Updated

The astronauts who flew the dress rehearsal for the first lunar landing reported hearing mysterious “outer space-type music” while flying behind the moon in May 1969.

The case of the odd, unexplained whistling noise is uncovered during an upcoming episode of the Science Channel series, “NASA’s Unexplained Files.” The episode focuses on a strange event experienced by the crew members of Apollo 10, a mission which flew to the moon, entered lunar orbit and got within 5,000 feet of the moon’s surface in preparation for Apollo 11’s historic flight two months later.

The Apollo 10 astronauts – Tom Stafford, John Young and Eugene Cernan – can be heard on recordings from the flight talking about the strange sound, and whether to tell NASA about it.

“It sounds like, you know, outer space-type music,” one of the astronauts says.

“Shall we tell [NASA] about it?” an astronaut asks.

“I don’t know,” another replies. “We ought to think about it.”

There’s no record of the astronauts discussing the noise with NASA or with the public. It’s unclear if the astronauts ever heard the noise on subsequent passes on the far side of the moon or if other astronauts on subsequent missions heard the sound. Young eventually flew back to the moon and walked on it as the commander of Apollo 16. Cernan commanded the Apollo 17 mission and was the last man to walk on the moon. Stafford flew in space again, but never journeyed back to the moon.

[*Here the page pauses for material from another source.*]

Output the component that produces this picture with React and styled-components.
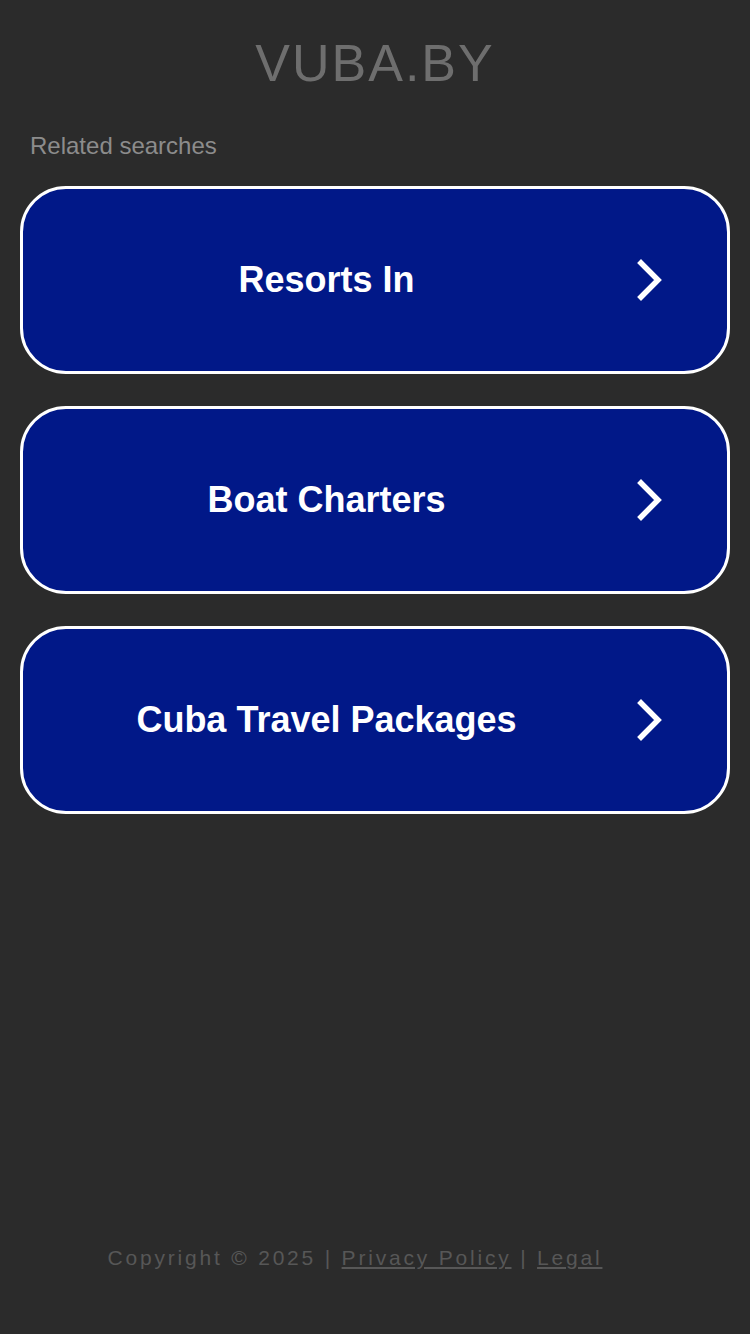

The May 1969 tapes were recorded while Stafford, Young and Cernan were on the far side of the moon, out of radio communication with Earth. The whistling sound lasted nearly the entire hour the astronauts were out of touch. Later, the recordings were sent back to Mission Control where they were transcribed, archived and classified, per protocol.

The conversation was eventually unearthed in 2008.

Some technicians have speculated the sound may have originated from interference from VHF radios on the command module and lunar module interacting with each other, according to researcher and author Andrew Chaikin.

But not everyone buys that explanation.

“The Apollo 10 crew is very used to the kind of noise that they should be hearing,” Apollo 15 Command Module Pilot Al Worden said in a clip from the episode. “Logic tells me that if there was something recorded on there, then there was something there.”